▶ What you should do: Make an exact copy of the lines, leaving the pictures out.

▶ Raw data:

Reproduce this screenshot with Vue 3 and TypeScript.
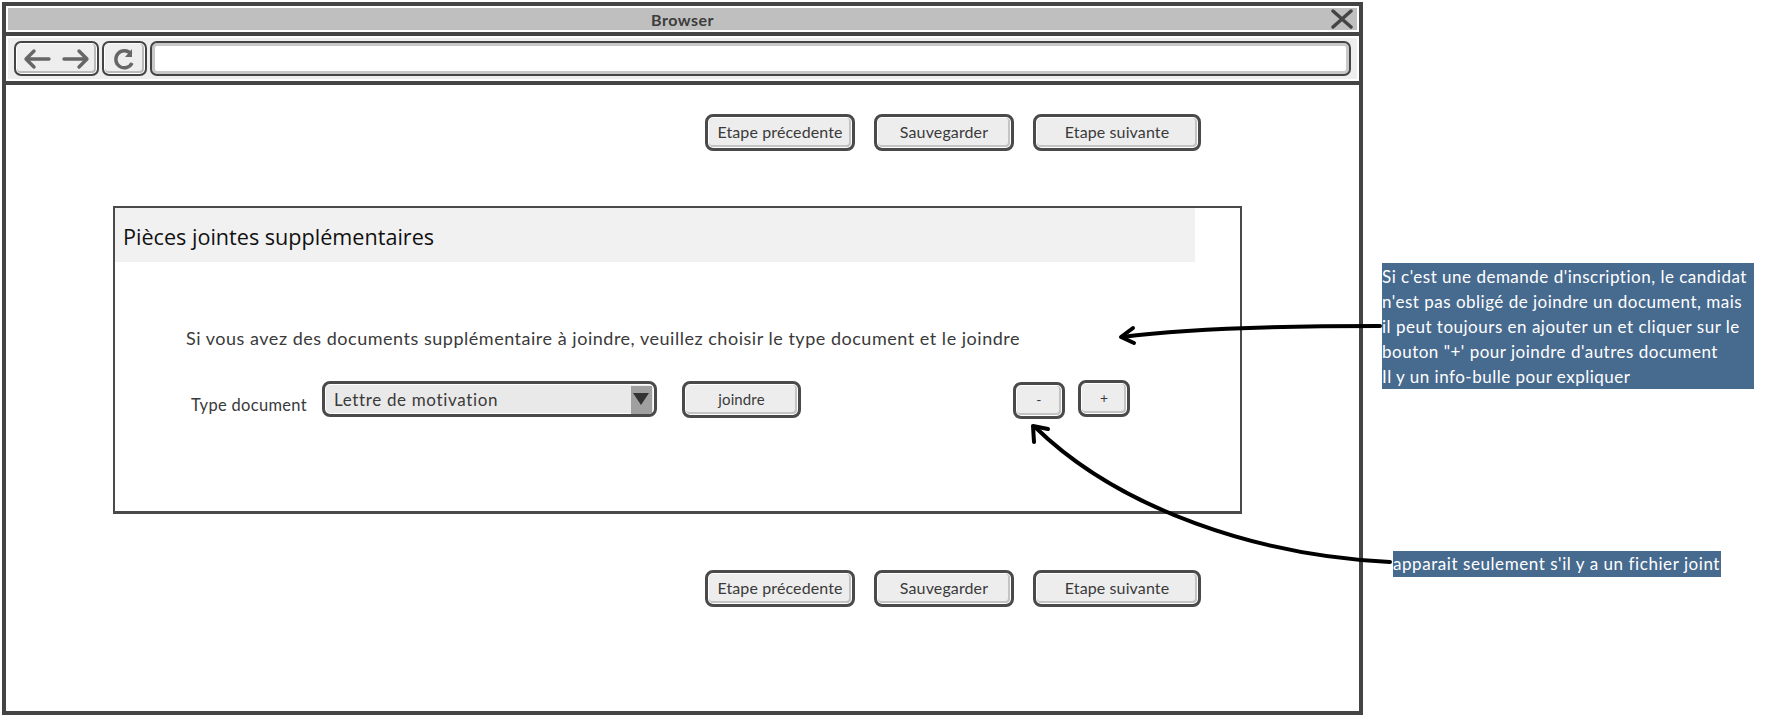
<template>
  <div class="page">
    <div class="browser">
      <div class="title-wrap">
        <div class="title-bar">
          <span>Browser</span>
          <svg class="close" width="22" height="20" viewBox="0 0 22 20">
            <path d="M2 2 L20 18 M20 2 L2 18" stroke="#444" stroke-width="3.4" stroke-linecap="round" fill="none" />
          </svg>
        </div>
      </div>
      <div class="toolbar-wrap">
        <div class="toolbar">
          <div class="tool nav">
            <svg width="86" height="36" viewBox="0 0 86 36">
              <path d="M36 18 H13 M21 10 L13 18 L21 26 M51 18 H74 M66 10 L74 18 L66 26" stroke="#666" stroke-width="3.4" stroke-linecap="round" stroke-linejoin="round" fill="none" />
            </svg>
          </div>
          <div class="tool reload">
            <svg width="45" height="36" viewBox="0 0 45 36">
              <path d="M29 13 A8.5 8.5 0 1 0 30 22" stroke="#666" stroke-width="3.4" fill="none" />
              <path d="M30 8 V16 H23 Z" fill="#666" />
            </svg>
          </div>
          <div class="address"></div>
        </div>
      </div>

      <div class="content">
        <div class="actions">
          <button v-for="step in steps" :key="step.label" class="btn" :class="step.cls">{{ step.label }}</button>
        </div>

        <section class="panel">
          <h2>Pièces jointes supplémentaires</h2>
          <p class="intro">Si vous avez des documents supplémentaire à joindre, veuillez choisir le type document et le joindre</p>
          <div class="fields">
            <label>Type document</label>
            <div class="select">
              <span>Lettre de motivation</span>
              <i class="caret"></i>
            </div>
            <button class="btn join">joindre</button>
            <button class="btn small minus">-</button>
            <button class="btn small plus">+</button>
          </div>
        </section>

        <div class="actions bottom">
          <button v-for="step in steps" :key="step.label" class="btn" :class="step.cls">{{ step.label }}</button>
        </div>
      </div>
    </div>

    <div class="note note-a">
      Si c'est une demande d'inscription, le candidat<br />
      n'est pas obligé de joindre un document, mais<br />
      il peut toujours en ajouter un et cliquer sur le<br />
      bouton "+' pour joindre d'autres document<br />
      Il y un info-bulle pour expliquer
    </div>
    <div class="note note-b">apparait seulement s'il y a un fichier joint</div>

    <svg class="arrows" width="1771" height="720" viewBox="0 0 1771 720">
      <g stroke="#000" stroke-width="4" fill="none" stroke-linecap="round" stroke-linejoin="round">
        <path d="M1380 326 C1290 326 1190 328 1122 337" />
        <path d="M1133 328 L1121 337 L1134 343" />
        <path d="M1390 562 C1260 556 1120 510 1035 427" />
        <path d="M1034 442 L1033 426 L1048 429" />
      </g>
    </svg>
  </div>
</template>

<script setup lang="ts">
const steps = [
  { label: "Etape précedente", cls: "prev" },
  { label: "Sauvegarder", cls: "save" },
  { label: "Etape suivante", cls: "next" },
];
</script>

<style>
html,
body {
  margin: 0;
  background: #fff;
}
</style>

<style scoped>
.page {
  position: relative;
  width: 1771px;
  height: 720px;
  overflow: hidden;
  font-family: "Lato", "Open Sans", sans-serif;
  color: #3a3a3a;
}
.browser {
  box-sizing: border-box;
  width: 1361px;
  height: 713px;
  margin: 2px 0 0 2px;
  border: 4px solid #444;
  display: flex;
  flex-direction: column;
}
.title-wrap {
  padding: 2px;
  border-bottom: 4px solid #444;
}
.title-bar {
  position: relative;
  height: 22px;
  background: #bfbfbf;
  display: flex;
  align-items: center;
  justify-content: center;
  font-size: 16px;
  font-weight: 700;
  letter-spacing: 0.5px;
  color: #3c3c3c;
}
.close {
  position: absolute;
  right: 4px;
  top: 1px;
}
.toolbar-wrap {
  padding: 2px;
  border-bottom: 4px solid #444;
}
.toolbar {
  height: 41px;
  background: #eee;
  display: flex;
  align-items: center;
  gap: 3px;
  padding: 0 6px;
}
.tool {
  box-sizing: border-box;
  height: 35px;
  border: 2px solid #444;
  border-radius: 7px;
  background: #eee;
  box-shadow: inset 0 0 0 1px #fff, inset -1px -1px 0 2px #bbb;
  display: flex;
  align-items: center;
  justify-content: center;
  overflow: hidden;
}
.tool svg {
  flex: none;
}
.nav {
  width: 85px;
}
.reload {
  width: 45px;
}
.address {
  box-sizing: border-box;
  width: 1202px;
  height: 35px;
  border: 2px solid #444;
  border-radius: 7px;
  background: #fff;
  box-shadow: inset 0 0 0 3px #c8c8c8;
}
.content {
  flex: 1;
  display: flex;
  flex-direction: column;
  padding-top: 29px;
}
.actions {
  display: flex;
  gap: 19px;
  margin-left: 699px;
}
.actions.bottom {
  margin-top: 56px;
}
.btn {
  box-sizing: border-box;
  height: 37px;
  padding: 0 0 2px;
  border: 3px solid #4a4a4a;
  border-radius: 8px;
  background: #ededed;
  box-shadow: inset 0 0 0 1px #fff, inset -1px -1px 0 2px #c4c4c4;
  font-family: inherit;
  font-size: 16px;
  letter-spacing: 0.12px;
  color: #3a3a3a;
}
.prev {
  width: 150px;
}
.save {
  width: 140px;
}
.next {
  width: 168px;
}
.panel {
  box-sizing: border-box;
  width: 1129px;
  height: 308px;
  margin: 55px 0 0 107px;
  border: 2px solid #4a4a4a;
  border-bottom-width: 3px;
}
.panel h2 {
  box-sizing: border-box;
  width: 1080px;
  height: 54px;
  margin: 0;
  padding: 2px 0 0 8px;
  background: #f1f1f1;
  display: flex;
  align-items: center;
  font-family: "Open Sans", sans-serif;
  font-size: 21.6px;
  font-weight: 400;
  color: #111;
}
.intro {
  margin: 64px 0 0 71px;
  font-size: 18px;
  line-height: 24px;
  letter-spacing: 0.52px;
  white-space: nowrap;
}
.fields {
  display: flex;
  align-items: flex-start;
  margin: 31px 0 0 76px;
  font-size: 17px;
}
.fields label {
  width: 131px;
  margin-top: 13px;
  font-size: 16.5px;
  letter-spacing: 0.3px;
  line-height: 22px;
}
.select {
  box-sizing: border-box;
  width: 335px;
  height: 36px;
  border: 3px solid #4a4a4a;
  border-radius: 8px;
  background: #e9e9e9;
  box-shadow: inset 0 0 0 1px #fff;
  display: flex;
  align-items: stretch;
  justify-content: space-between;
  padding: 2px 2px 0 9px;
  letter-spacing: 0.65px;
  line-height: 28px;
  overflow: hidden;
}
.caret {
  width: 21px;
  background: #a0a0a0;
  position: relative;
}
.caret::after {
  content: "";
  position: absolute;
  left: 2px;
  top: 7px;
  border-style: solid;
  border-width: 12px 8.5px 0;
  border-color: #333 transparent transparent;
}
.join {
  width: 119px;
  margin-left: 25px;
  font-size: 15px;
}
.small {
  width: 52px;
  font-size: 14px;
}
.minus {
  margin-left: 212px;
  margin-top: 1px;
}
.plus {
  margin-left: 13px;
  margin-top: -1px;
}
.note {
  position: absolute;
  box-sizing: border-box;
  background: #476a8f;
  color: #fff;
  white-space: nowrap;
  letter-spacing: 0.5px;
}
.note-a {
  left: 1382px;
  top: 263px;
  width: 372px;
  height: 126px;
  padding-top: 1px;
  font-size: 17px;
  line-height: 25px;
}
.note-b {
  left: 1393px;
  top: 551px;
  width: 328px;
  height: 26px;
  font-size: 17px;
  line-height: 26px;
  letter-spacing: 0.56px;
}
.arrows {
  position: absolute;
  left: 0;
  top: 0;
  pointer-events: none;
}
</style>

▶ Output for this exercise:
Reproduce this screenshot with Vue 3 and TypeScript.
<template>
  <div class="page">
    <div class="browser">
      <div class="title-wrap">
        <div class="title-bar">
          <span>Browser</span>
          <svg class="close" width="22" height="20" viewBox="0 0 22 20">
            <path d="M2 2 L20 18 M20 2 L2 18" stroke="#444" stroke-width="3.4" stroke-linecap="round" fill="none" />
          </svg>
        </div>
      </div>
      <div class="toolbar-wrap">
        <div class="toolbar">
          <div class="tool nav">
            <svg width="86" height="36" viewBox="0 0 86 36">
              <path d="M36 18 H13 M21 10 L13 18 L21 26 M51 18 H74 M66 10 L74 18 L66 26" stroke="#666" stroke-width="3.4" stroke-linecap="round" stroke-linejoin="round" fill="none" />
            </svg>
          </div>
          <div class="tool reload">
            <svg width="45" height="36" viewBox="0 0 45 36">
              <path d="M29 13 A8.5 8.5 0 1 0 30 22" stroke="#666" stroke-width="3.4" fill="none" />
              <path d="M30 8 V16 H23 Z" fill="#666" />
            </svg>
          </div>
          <div class="address"></div>
        </div>
      </div>

      <div class="content">
        <div class="actions">
          <button v-for="step in steps" :key="step.label" class="btn" :class="step.cls">{{ step.label }}</button>
        </div>

        <section class="panel">
          <h2>Pièces jointes supplémentaires</h2>
          <p class="intro">Si vous avez des documents supplémentaire à joindre, veuillez choisir le type document et le joindre</p>
          <div class="fields">
            <label>Type document</label>
            <div class="select">
              <span>Lettre de motivation</span>
              <i class="caret"></i>
            </div>
            <button class="btn join">joindre</button>
            <button class="btn small minus">-</button>
            <button class="btn small plus">+</button>
          </div>
        </section>

        <div class="actions bottom">
          <button v-for="step in steps" :key="step.label" class="btn" :class="step.cls">{{ step.label }}</button>
        </div>
      </div>
    </div>

    <div class="note note-a">
      Si c'est une demande d'inscription, le candidat<br />
      n'est pas obligé de joindre un document, mais<br />
      il peut toujours en ajouter un et cliquer sur le<br />
      bouton "+' pour joindre d'autres document<br />
      Il y un info-bulle pour expliquer
    </div>
    <div class="note note-b">apparait seulement s'il y a un fichier joint</div>

    <svg class="arrows" width="1771" height="720" viewBox="0 0 1771 720">
      <g stroke="#000" stroke-width="4" fill="none" stroke-linecap="round" stroke-linejoin="round">
        <path d="M1380 326 C1290 326 1190 328 1122 337" />
        <path d="M1133 328 L1121 337 L1134 343" />
        <path d="M1390 562 C1260 556 1120 510 1035 427" />
        <path d="M1034 442 L1033 426 L1048 429" />
      </g>
    </svg>
  </div>
</template>

<script setup lang="ts">
const steps = [
  { label: "Etape précedente", cls: "prev" },
  { label: "Sauvegarder", cls: "save" },
  { label: "Etape suivante", cls: "next" },
];
</script>

<style>
html,
body {
  margin: 0;
  background: #fff;
}
</style>

<style scoped>
.page {
  position: relative;
  width: 1771px;
  height: 720px;
  overflow: hidden;
  font-family: "Lato", "Open Sans", sans-serif;
  color: #3a3a3a;
}
.browser {
  box-sizing: border-box;
  width: 1361px;
  height: 713px;
  margin: 2px 0 0 2px;
  border: 4px solid #444;
  display: flex;
  flex-direction: column;
}
.title-wrap {
  padding: 2px;
  border-bottom: 4px solid #444;
}
.title-bar {
  position: relative;
  height: 22px;
  background: #bfbfbf;
  display: flex;
  align-items: center;
  justify-content: center;
  font-size: 16px;
  font-weight: 700;
  letter-spacing: 0.5px;
  color: #3c3c3c;
}
.close {
  position: absolute;
  right: 4px;
  top: 1px;
}
.toolbar-wrap {
  padding: 2px;
  border-bottom: 4px solid #444;
}
.toolbar {
  height: 41px;
  background: #eee;
  display: flex;
  align-items: center;
  gap: 3px;
  padding: 0 6px;
}
.tool {
  box-sizing: border-box;
  height: 35px;
  border: 2px solid #444;
  border-radius: 7px;
  background: #eee;
  box-shadow: inset 0 0 0 1px #fff, inset -1px -1px 0 2px #bbb;
  display: flex;
  align-items: center;
  justify-content: center;
  overflow: hidden;
}
.tool svg {
  flex: none;
}
.nav {
  width: 85px;
}
.reload {
  width: 45px;
}
.address {
  box-sizing: border-box;
  width: 1202px;
  height: 35px;
  border: 2px solid #444;
  border-radius: 7px;
  background: #fff;
  box-shadow: inset 0 0 0 3px #c8c8c8;
}
.content {
  flex: 1;
  display: flex;
  flex-direction: column;
  padding-top: 29px;
}
.actions {
  display: flex;
  gap: 19px;
  margin-left: 699px;
}
.actions.bottom {
  margin-top: 56px;
}
.btn {
  box-sizing: border-box;
  height: 37px;
  padding: 0 0 2px;
  border: 3px solid #4a4a4a;
  border-radius: 8px;
  background: #ededed;
  box-shadow: inset 0 0 0 1px #fff, inset -1px -1px 0 2px #c4c4c4;
  font-family: inherit;
  font-size: 16px;
  letter-spacing: 0.12px;
  color: #3a3a3a;
}
.prev {
  width: 150px;
}
.save {
  width: 140px;
}
.next {
  width: 168px;
}
.panel {
  box-sizing: border-box;
  width: 1129px;
  height: 308px;
  margin: 55px 0 0 107px;
  border: 2px solid #4a4a4a;
  border-bottom-width: 3px;
}
.panel h2 {
  box-sizing: border-box;
  width: 1080px;
  height: 54px;
  margin: 0;
  padding: 2px 0 0 8px;
  background: #f1f1f1;
  display: flex;
  align-items: center;
  font-family: "Open Sans", sans-serif;
  font-size: 21.6px;
  font-weight: 400;
  color: #111;
}
.intro {
  margin: 64px 0 0 71px;
  font-size: 18px;
  line-height: 24px;
  letter-spacing: 0.52px;
  white-space: nowrap;
}
.fields {
  display: flex;
  align-items: flex-start;
  margin: 31px 0 0 76px;
  font-size: 17px;
}
.fields label {
  width: 131px;
  margin-top: 13px;
  font-size: 16.5px;
  letter-spacing: 0.3px;
  line-height: 22px;
}
.select {
  box-sizing: border-box;
  width: 335px;
  height: 36px;
  border: 3px solid #4a4a4a;
  border-radius: 8px;
  background: #e9e9e9;
  box-shadow: inset 0 0 0 1px #fff;
  display: flex;
  align-items: stretch;
  justify-content: space-between;
  padding: 2px 2px 0 9px;
  letter-spacing: 0.65px;
  line-height: 28px;
  overflow: hidden;
}
.caret {
  width: 21px;
  background: #a0a0a0;
  position: relative;
}
.caret::after {
  content: "";
  position: absolute;
  left: 2px;
  top: 7px;
  border-style: solid;
  border-width: 12px 8.5px 0;
  border-color: #333 transparent transparent;
}
.join {
  width: 119px;
  margin-left: 25px;
  font-size: 15px;
}
.small {
  width: 52px;
  font-size: 14px;
}
.minus {
  margin-left: 212px;
  margin-top: 1px;
}
.plus {
  margin-left: 13px;
  margin-top: -1px;
}
.note {
  position: absolute;
  box-sizing: border-box;
  background: #476a8f;
  color: #fff;
  white-space: nowrap;
  letter-spacing: 0.5px;
}
.note-a {
  left: 1382px;
  top: 263px;
  width: 372px;
  height: 126px;
  padding-top: 1px;
  font-size: 17px;
  line-height: 25px;
}
.note-b {
  left: 1393px;
  top: 551px;
  width: 328px;
  height: 26px;
  font-size: 17px;
  line-height: 26px;
  letter-spacing: 0.56px;
}
.arrows {
  position: absolute;
  left: 0;
  top: 0;
  pointer-events: none;
}
</style>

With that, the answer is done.